- George Washington Carver did not invent peanut butter, though he reputedly discovered three hundred uses for peanuts and hundreds more for soybeans, pecans, and sweet potatoes.
- Thomas Crapper did not invent the flush toilet; it was invented by Sir John Harrington in 1596. Crapper, however, did much to increase its popularity and came up with some related inventions, such as the ballcock mechanism used to fill toilet tanks. He was noted for the quality of his products and received several Royal Warrants. He was not the origin of the word crap, but his name may have helped popularize it.

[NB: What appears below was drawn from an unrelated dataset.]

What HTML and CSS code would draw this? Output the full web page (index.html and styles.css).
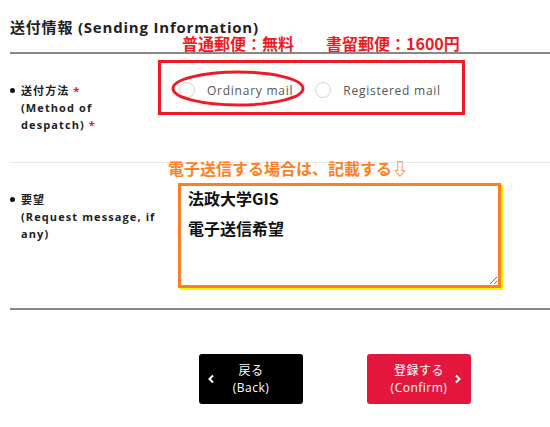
FILE: index.html
```html
<!DOCTYPE html>
<html lang="ja">
<head>
  <meta charset="UTF-8">
  <meta name="viewport" content="width=device-width, initial-scale=1.0">
  <title>送付情報</title>
  <link rel="stylesheet" href="styles.css">
</head>
<body>
  <div class="page">
    <h3 class="section-title">送付情報 (Sending Information)</h3>

    <!-- 注記（赤字） -->
    <p class="note note-red">普通郵便：無料　　書留郵便：1600円</p>

    <div class="form-row">
      <div class="label"><span class="dot"></span><div>送付方法 <em>*</em><br>(Method of<br>despatch) <em>*</em></div></div>
      <div class="field field-method">
        <div class="radio-box">
          <label class="radio"><span class="radio-mark"></span>Ordinary mail</label>
          <label class="radio"><span class="radio-mark"></span>Registered mail</label>
          <svg class="circle-mark" width="134" height="37" viewBox="0 0 134 37">
            <ellipse cx="67" cy="18.5" rx="65" ry="16.5" fill="none" stroke="#ed1c24" stroke-width="3"/>
          </svg>
        </div>
      </div>
    </div>

    <div class="form-row row-request">
      <p class="note note-orange">電子送信する場合は、記載する⇩</p>
      <div class="label"><span class="dot"></span><div>要望<br>(Request message, if<br>any)</div></div>
      <div class="field field-request">
        <textarea class="request-text">法政大学GIS

電子送信希望</textarea>
      </div>
    </div>

    <div class="actions">
      <button class="btn btn-back">
        <svg class="chev" width="8" height="10" viewBox="0 0 8 10"><polyline points="6,1.5 2.5,5 6,8.5" fill="none" stroke="#fff" stroke-width="2"/></svg>
        <span>戻る<br>(Back)</span>
        <i></i>
      </button>
      <button class="btn btn-confirm">
        <i></i>
        <span>登録する<br>(Confirm)</span>
        <svg class="chev" width="8" height="10" viewBox="0 0 8 10"><polyline points="2,1.5 5.5,5 2,8.5" fill="none" stroke="#fff" stroke-width="2"/></svg>
      </button>
    </div>
  </div>
</body>
</html>
```

FILE: styles.css
```css
body {
  margin: 0;
  background-color: #fff;
  font-family: "Open Sans", "Noto Sans CJK JP", sans-serif;
  color: #222;
}
.page {
  position: relative;
  padding-left: 10px;
}
.section-title {
  margin: 0;
  padding: 17px 0 15px;
  font-size: 15px;
  line-height: 20px;
  font-weight: bold;
  letter-spacing: 0.8px;
  border-bottom: 2px solid #888;
}
.note {
  position: absolute;
  margin: 0;
  font-family: "Noto Sans CJK JP", sans-serif;
  font-weight: bold;
  line-height: 20px;
  white-space: nowrap;
}
.note-red {
  left: 182px;
  top: 33px;
  font-size: 16px;
  color: #ed1c24;
}
.note-orange {
  left: 158px;
  top: -5px;
  font-size: 16px;
  color: #ff7f27;
}
.form-row {
  position: relative;
  display: grid;
  grid-template-columns: 148px 1fr;
  border-bottom: 1px solid #e8e8e8;
}
.row-request {
  border-bottom: 2px solid #888;
}
.label {
  display: flex;
  padding-top: 28px;
  font-size: 11px;
  line-height: 17px;
  font-weight: bold;
  letter-spacing: 1.1px;
  color: #222;
}
.label em {
  font-style: normal;
  color: #e3173e;
}
.dot {
  width: 5px;
  height: 5px;
  margin: 6px 6px 0 0;
  border-radius: 50%;
  background-color: #111;
  flex-shrink: 0;
}
.field-method {
  padding: 6px 0 47px;
}
.radio-box {
  position: relative;
  display: flex;
  gap: 22px;
  width: 307px;
  height: 55px;
  padding: 19px 0 0 18px;
  box-sizing: border-box;
  border: 3px solid #ed1c24;
}
.radio {
  display: flex;
  align-items: center;
  gap: 12px;
  height: 16px;
  font-size: 12px;
  color: #555;
  letter-spacing: 0.75px;
}
.radio-mark {
  width: 16px;
  height: 16px;
  border: 1px solid #d4d4d4;
  border-radius: 50%;
  box-sizing: border-box;
}
.circle-mark {
  position: absolute;
  left: 10px;
  top: 7px;
}
.field-request {
  padding: 20px 0 20px 20px;
}
.request-text {
  display: block;
  width: 323px;
  height: 105px;
  box-sizing: border-box;
  padding: 5px 7px;
  border: 3px solid #ff7f27;
  box-shadow: 2px 2px 0 #fff200;
  font-family: "Noto Sans CJK JP", sans-serif;
  font-size: 16px;
  font-weight: bold;
  line-height: 15px;
  color: #111;
  overflow: hidden;
}
.actions {
  display: flex;
  gap: 64px;
  margin: 44px 0 0 189px;
}
.btn {
  display: grid;
  grid-template-columns: 20px 1fr 20px;
  align-items: center;
  width: 104px;
  height: 50px;
  padding: 0;
  border: none;
  border-radius: 3px;
  color: #fff;
  font-family: "Open Sans", "Noto Sans CJK JP", sans-serif;
  font-size: 12px;
  line-height: 17px;
  letter-spacing: 0.5px;
}
.btn span {
  text-align: center;
}
.btn-back {
  background-color: #000;
}
.btn-back .chev {
  margin-left: 8px;
}
.btn-confirm {
  background-color: #e3173e;
}
.btn-confirm .chev {
  margin-left: 3px;
}
```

- Thomas Edison did not invent the light bulb. He did, however, develop the first practical light bulb in 1880 (employing a carbonized bamboo filament), shortly prior to Joseph Swan, who invented an even more efficient bulb in 1881 (which used a cellulose filament).
- Henry Ford did not invent either the automobile or the assembly line. He did help to develop the assembly line substantially, sometimes through his own engineering but more often through sponsoring the work of his employees.
- Guglielmo Marconi did not invent radio, but only modernized it for public broadcasting and communication. No single person was responsible for the invention of radio.
- Al Gore never said that he "invented" the Internet; Gore actually said, "During my service in the United States Congress, I took the initiative in creating the Internet." Gore was the original drafter of the High Performance Computing and Communication Act of 1991, which provided significant funding for supercomputing centers, and this in turn led to upgrades of a major part of the already existing, early 1990s Internet backbone, the NSFNet, and development of NCSA Mosaic, the browser that popularized the World Wide Web; see Al Gore and information technology.
- James Watt did not invent the steam engine, nor were his ideas on steam engine power inspired by a kettle lid pressured open by steam. The invention of steam engine was a process of development and redevelopment, and Watt merely developed upon the first commercially successful Newcomen steam engine in 1760s and 1770s, although his new steam engine later gained its huge fame.
- Toilet waste is never intentionally dumped overboard from an aircraft. All waste is collected in tanks which are emptied on the ground by special toilet waste vehicles. A vacuum is used to allow the toilet to be flushed with less water and because plumbing cannot rely on gravity alone in an aircraft in motion. The infamous blue ice is caused by accidental leakages from the waste tank. Passenger trains, on the other hand, have historically flushed onto the tracks; however, modern trains usually have retention tanks on board the train.